Monday, November 28, 2005

Goa & Kerela: Since Pushkar I have traveled many kilometres and seem so many things - Hindu, Buddhist and Jain temples, palaces of Maharajas that once ruled, massive forts perched on top of hills that reflect the strength of its warrior builders. And I spend hours in a bus looking at the country side and its people. It is such a magical place.

Udiapur is a city in the western state of Rajasthan. It is so romantic with "misty ochre-shadowed hills and pale, intricate buildings which encircle a small lake. At the lake's centre is the mythical Lake Palace - by day a wedding cake dreamed up by feverish imagination, by night a spot lit mothership". It is definitely a city worth visiting.

I visited Ajanta and Ellora caves near Aurangabad. These caves are literally hammered monuments out of rock in remote areas of the state. They were done 1000 to 1500 years ago by Buddhist, Hindu and Jain monks. What wonders they are.
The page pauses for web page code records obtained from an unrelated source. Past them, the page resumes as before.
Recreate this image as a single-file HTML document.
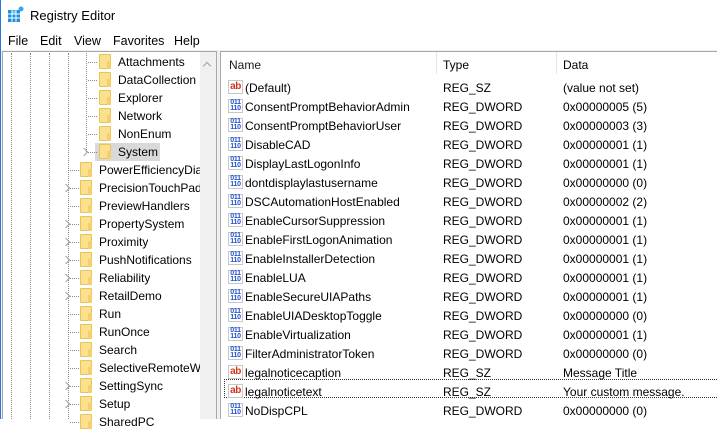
<!DOCTYPE html>
<html><head><meta charset="utf-8"><style>
*{margin:0;padding:0;box-sizing:border-box}
body{width:717px;height:419px;overflow:hidden;background:#fff;font-family:"Liberation Sans",sans-serif;font-size:12px;color:#000;position:relative}
.a{position:absolute;white-space:nowrap}
.vl{position:absolute;width:1px;border-left:1px dotted #8a8a8a}
.hl{position:absolute;height:1px;border-top:1px dotted #8a8a8a}
.f{position:absolute;width:12px;height:15px;background:#fbe08e;border:1px solid #e8c25a;border-radius:1px}
.f:after{content:"";position:absolute;right:-1px;bottom:-1px;width:4px;height:8px;background:#f6cf6b}
.ch{position:absolute;width:6px;height:6px;border-right:1.5px solid #a0a0a0;border-top:1.5px solid #a0a0a0;transform:rotate(45deg)}
.ic{position:absolute;width:15px;height:14px;background:#fff;border:1px solid #c8c8c8;font-size:9px;font-weight:bold;line-height:12px;text-align:center;letter-spacing:-0.5px}
.ab{color:#d03a1a;font-size:10px}
.bn{color:#2050c8;font-size:7px;line-height:6px;padding-top:0;letter-spacing:-0.3px}
</style></head><body>
<div class="a" style="left:0;top:0;width:1px;height:419px;background:#2b79d6"></div>
<svg class="a" style="left:8px;top:6px" width="16" height="16" viewBox="0 0 16 16">
<rect x="0" y="4" width="12" height="12" fill="#1e8fd8"/>
<g stroke="#fff" stroke-width="1"><line x1="4" y1="4" x2="4" y2="16"/><line x1="8" y1="4" x2="8" y2="16"/><line x1="0" y1="8" x2="12" y2="8"/><line x1="0" y1="12" x2="12" y2="12"/></g>
<rect x="4.5" y="4.5" width="3" height="3" fill="#5bc4f5"/>
<circle cx="13" cy="3" r="2.5" fill="#3aa6e8"/>
</svg>
<div class="a" style="left:30px;top:8px;font-size:13px">Registry Editor</div>
<div class="a" style="left:8px;top:34px;font-size:12.5px">File</div>
<div class="a" style="left:40px;top:34px;font-size:12.5px">Edit</div>
<div class="a" style="left:74px;top:34px;font-size:12.5px">View</div>
<div class="a" style="left:113px;top:34px;font-size:12.5px">Favorites</div>
<div class="a" style="left:174px;top:34px;font-size:12.5px">Help</div>
<div class="a" style="left:1px;top:50px;width:716px;height:369px;background:#f0f0f0"></div>
<div class="a" style="left:2px;top:51px;width:215px;height:368px;background:#fff;border:1px solid #a8a8a8;border-bottom:none"></div>
<div class="a" style="left:200px;top:52px;width:16px;height:367px;background:#f0f0f0"></div>
<div class="ch" style="left:204px;top:63px;transform:rotate(-45deg)"></div>
<div class="a" style="left:220px;top:51px;width:497px;height:368px;background:#fff;border:1px solid #a8a8a8;border-right:none;border-bottom:none"></div>
<div class="vl" style="left:11px;top:53px;height:366px"></div>
<div class="vl" style="left:30px;top:53px;height:366px"></div>
<div class="vl" style="left:49px;top:53px;height:366px"></div>
<div class="vl" style="left:68px;top:53px;height:366px"></div>
<div class="vl" style="left:86px;top:53px;height:99px"></div>
<div class="a" style="left:95px;top:143px;width:65px;height:18px;background:#d9d9d9"></div>
<div class="ch" style="left:81px;top:149px"></div>
<div id="tree"></div>
<div class="a" style="left:229px;top:58px;color:#1a1a1a">Name</div>
<div class="a" style="left:443px;top:58px">Type</div>
<div class="a" style="left:563px;top:58px">Data</div>
<div class="a" style="left:436px;top:52px;width:1px;height:22px;background:#e5e5e5"></div>
<div class="a" style="left:556px;top:52px;width:1px;height:22px;background:#e5e5e5"></div>
<div class="a" style="left:224px;top:379px;width:493px;height:19px;border:1px dotted #333;border-right:none"></div>
<div id="list"></div>
<script>
var t=[["Attachments",1,0],["DataCollection",1,0],["Explorer",1,0],["Network",1,0],["NonEnum",1,0],["System",1,0],
["PowerEfficiencyDiagnostics",0,0],["PrecisionTouchPad",0,1],["PreviewHandlers",0,0],["PropertySystem",0,1],["Proximity",0,1],["PushNotifications",0,1],["Reliability",0,1],["RetailDemo",0,1],["Run",0,0],["RunOnce",0,0],["Search",0,0],["SelectiveRemoteWipe",0,0],["SettingSync",0,1],["Setup",0,1],["SharedPC",0,0]];
var h="";t.forEach(function(r,i){var y=53+18*i;var fx=r[1]?99:80;
h+='<div class="hl" style="left:'+(r[1]?88:70)+'px;top:'+(y+9)+'px;width:9px"></div>';
if(r[2])h+='<div class="ch" style="left:63px;top:'+(y+6)+'px"></div>';
h+='<div class="f" style="left:'+fx+'px;top:'+(y+1)+'px"></div>';
h+='<div class="a" style="left:'+(fx+19)+'px;top:'+(y+2)+'px;max-width:'+(200-fx-19)+'px;overflow:hidden">'+r[0]+'</div>';});
document.getElementById("tree").innerHTML=h;
var l=[["(Default)",1,"REG_SZ","(value not set)"],["ConsentPromptBehaviorAdmin",0,"REG_DWORD","0x00000005 (5)"],["ConsentPromptBehaviorUser",0,"REG_DWORD","0x00000003 (3)"],["DisableCAD",0,"REG_DWORD","0x00000001 (1)"],["DisplayLastLogonInfo",0,"REG_DWORD","0x00000001 (1)"],["dontdisplaylastusername",0,"REG_DWORD","0x00000000 (0)"],["DSCAutomationHostEnabled",0,"REG_DWORD","0x00000002 (2)"],["EnableCursorSuppression",0,"REG_DWORD","0x00000001 (1)"],["EnableFirstLogonAnimation",0,"REG_DWORD","0x00000001 (1)"],["EnableInstallerDetection",0,"REG_DWORD","0x00000001 (1)"],["EnableLUA",0,"REG_DWORD","0x00000001 (1)"],["EnableSecureUIAPaths",0,"REG_DWORD","0x00000001 (1)"],["EnableUIADesktopToggle",0,"REG_DWORD","0x00000000 (0)"],["EnableVirtualization",0,"REG_DWORD","0x00000001 (1)"],["FilterAdministratorToken",0,"REG_DWORD","0x00000000 (0)"],["legalnoticecaption",1,"REG_SZ","Message Title"],["legalnoticetext",1,"REG_SZ","Your custom message."],["NoDispCPL",0,"REG_DWORD","0x00000000 (0)"]];
h="";l.forEach(function(r,i){var y=78+19*i;
h+=r[1]?'<div class="ic ab" style="left:228px;top:'+(y+2)+'px">ab</div>':'<div class="ic bn" style="left:228px;top:'+(y+2)+'px">011<br>110</div>';
h+='<div class="a" style="left:245px;top:'+(y+3)+'px">'+r[0]+'</div><div class="a" style="left:443px;top:'+(y+3)+'px">'+r[2]+'</div><div class="a" style="left:563px;top:'+(y+3)+'px">'+r[3]+'</div>';});
document.getElementById("list").innerHTML=h;
</script>
</body></html>
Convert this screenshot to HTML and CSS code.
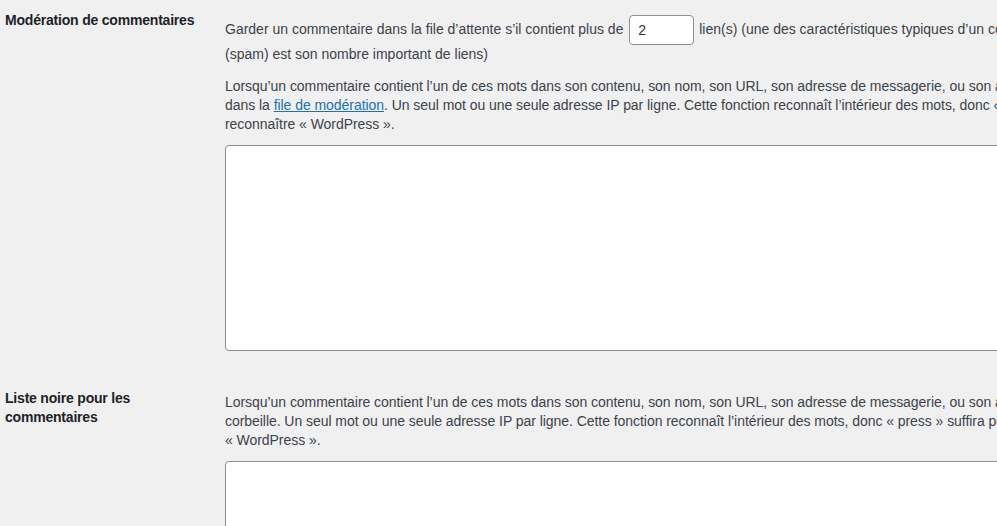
FILE: index.html
```html
<!DOCTYPE html>
<html lang="fr">
<head>
    <meta charset="UTF-8">
    <meta name="viewport" content="width=device-width, initial-scale=1.0">
    <title>Réglages des commentaires</title>
    <link rel="stylesheet" href="styles.css">
</head>
<body>
    <div class="settings">
        <div class="setting-row">
            <div class="setting-label">Modération de commentaires</div>
            <div class="setting-field">
                <p class="line-with-input">
                    Garder un commentaire dans la file d’attente s’il contient plus de
                    <input type="text" class="small-text" value="2">
                    lien(s) (une des caractéristiques typiques d’un commentaire indésirable<br>
                    (spam) est son nombre important de liens)
                </p>
                <p class="description">
                    Lorsqu’un commentaire contient l’un de ces mots dans son contenu, son nom, son URL, son adresse de messagerie, ou son adresse IP, il sera placé<br>
                    dans la <a href="#">file de modération</a>. Un seul mot ou une seule adresse IP par ligne. Cette fonction reconnaît l’intérieur des mots, donc « press » suffira pour<br>
                    reconnaître « WordPress ».
                </p>
                <textarea class="large-text"></textarea>
            </div>
        </div>

        <div class="setting-row">
            <div class="setting-label">Liste noire pour les commentaires</div>
            <div class="setting-field">
                <p class="description">
                    Lorsqu’un commentaire contient l’un de ces mots dans son contenu, son nom, son URL, son adresse de messagerie, ou son adresse IP, il sera placé dans la<br>
                    corbeille. Un seul mot ou une seule adresse IP par ligne. Cette fonction reconnaît l’intérieur des mots, donc « press » suffira pour reconnaître<br>
                    « WordPress ».
                </p>
                <textarea class="large-text"></textarea>
            </div>
        </div>
    </div>
</body>
</html>
```

FILE: styles.css
```css
body {
    margin: 0;
    background-color: #f0f0f1;
    color: #3c434a;
    font-family: 'Liberation Sans', Arial, sans-serif;
    font-size: 14px;
    line-height: 19px;
    overflow: hidden;
}

.settings {
    padding: 11px 0 0 5px;
}

.setting-row {
    display: flex;
    align-items: flex-start;
    margin-bottom: 38px;
}

.setting-label {
    flex: 0 0 200px;
    margin-right: 20px;
    font-weight: 600;
    color: #1d2327;
    letter-spacing: -0.2px;
}

.setting-field {
    flex: 0 0 1100px;
    padding-top: 4px;
}

.setting-field p {
    margin: 0 0 13px;
    white-space: nowrap;
}

.setting-field p.description {
    margin-bottom: 11px;
    letter-spacing: -0.05px;
}

.small-text {
    width: 65px;
    height: 30px;
    box-sizing: border-box;
    padding: 0 8px;
    margin: 0 1px 0 2px;
    border: 1px solid #8c8f94;
    border-radius: 4px;
    background-color: #fff;
    color: #2c3338;
    font-family: inherit;
    font-size: 14px;
    vertical-align: middle;
}

a {
    color: #2271b1;
    text-decoration: underline;
}

.large-text {
    display: block;
    width: 1000px;
    height: 206px;
    box-sizing: border-box;
    border: 1px solid #8c8f94;
    border-radius: 4px;
    background-color: #fff;
    resize: vertical;
}
```
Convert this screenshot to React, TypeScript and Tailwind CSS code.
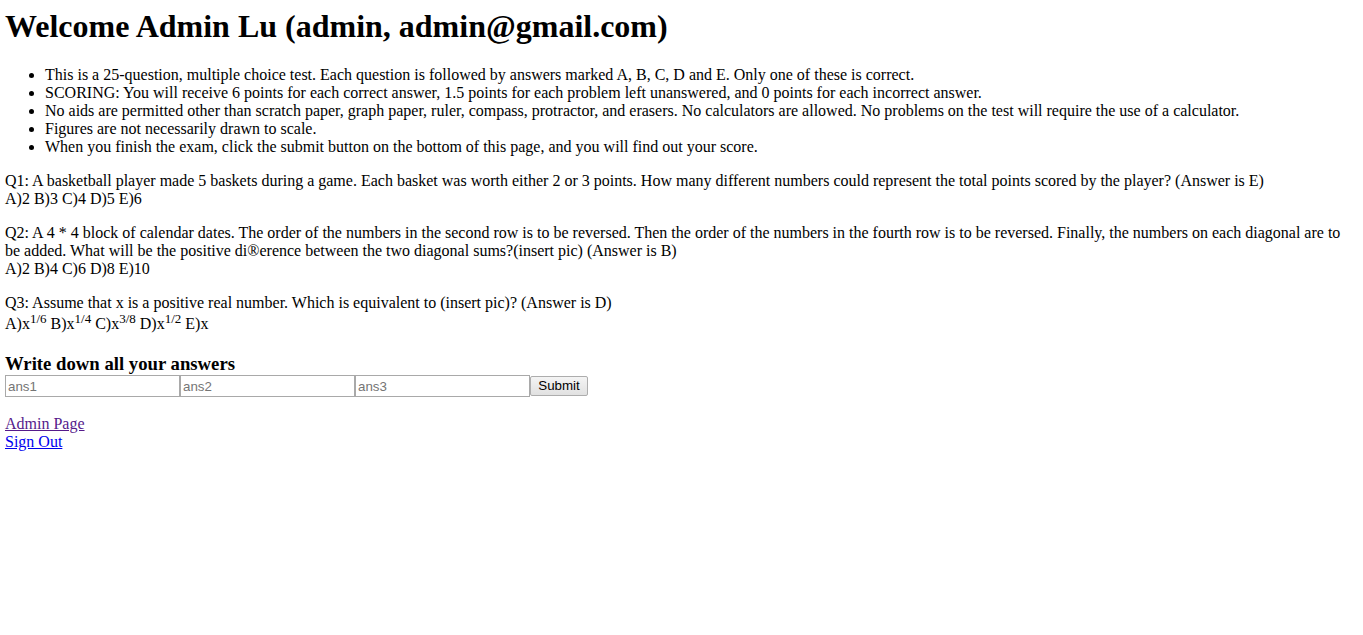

Leaving Rajasthan we flew to Mumbai and then hopped down to the state of Goa which is party central. It's on the west coast of India and has over 100 km of beautiful beaches. The sand feels like corn starch under my feet and the Arabian Sea is like a warm bath. We practiced yoga in the sand at sunrise, went for long walks and sat in thatched beach huts drinking beer, eating fresh fish for just cents and watch the most incredible sunsets. Truly bliss.

Further south is the state of Kerela. I've really entered the tropics where heat and humidity can beat you down quickly. This is winter and the average temp. is 28 degrees Celsius. Summer or monsoon time would be unimaginable - even having survived Toronto's heat this past summer does not prepare you. The Kerela people are the best looking in India I think, which wonderful smiles and a gentle manner. Their government is more socialist than other states and so infastructure and social services are much better and the people really benefit. They have 100% literacy and are very well educated. I stayed overnight on a rice barge converted into a houseboat. We cruised the many canals, just south of the city of Kochi. A very romantic moment. I also got a great motorcycle ride in Kochi which was so much fun. The driving everywhere in India is chaotic and madness. There are no rules. Motorcycles or scooters are more often the family car and you see mother, father and 2 on 3 kids all perched on a small bike, no helmets, weaving in and out of traffic. I only had to share the bike with one person, so consider myself lucky.

Wednesday, November 16, 2005

Pushkar Camel Fair: It seems like I have been here for ever. It's been hard to get to Internet places. However, let me tell you about Pushkar. It is a small town in the state of Rajasthan which is in the north west of India. Very arid and desert like. The Camel Fair happens once a year in November, the six days leading up to the full moon. This is a massive congregation of camels, cattle, livestock traders, pilgrims, tourists, film makers, the weird and strange. We stayed in a tent just 1 Km outside the town as there is no room in the inn. Truly the place swells from 20,000 to 250,000. All the tribes in the area come here to buy and sell camels, plus other animals. They camp in the desert. There is a midway with rides and street hawkers. The traffic is madness with camel carts, motor scooters, cars, buses with people crammed in so tight you can't get a piece of straw between them and then there are about 50 on top of the bus. It reminds me of a cross between the CNE and the Royal Winter Fair. It is hot during the day. 35 degrees celcius. But, a dry heat (ha!). At night it is very cold. Staying in a tent is challenging for some, but having done enough camping in my life it's okay by me. Besides, I have a flush toilet in it (although it disposes of its contents in an open hole dug in the sand at the back of my tent) and a coolie brings hot water in a bucket at 6:00 a.m. I jump out of bed and plunge my hands in the water to warm up.

The town of Pushkar surrounds a "lake". Something I would call a big pond. Because it is a very holy site, the pilgrims come to bath in it in the morning and I got up very early to walk into town and visit the ghats (steps down to water) and watch. No photography is allowed. Also, Pushkar is completely vegetarian and no alcohol. In spite of this the town knows how to party and the last night it did so all night long and into the moring. I could hear the roar of the people and traffic from my bed in the tent which is 1 Km away. The walk about town gives way to the weird as every stange and deformed person from anywhere shows up to display themself on the street and draw a crowd. Cows with legs growing out of their necks, men with whiskers they have grown 6 feet long, magicians, holy men who will bless you (for a price), deformed people who beg along the side of the narrow streets and so many pilgrims making their way to the many shrines. It is like something out of a Fellini film.

As of today I am in a city called Udaipur which is further west and it seems to be quite nice. Tomorrow we'll go out to explore it.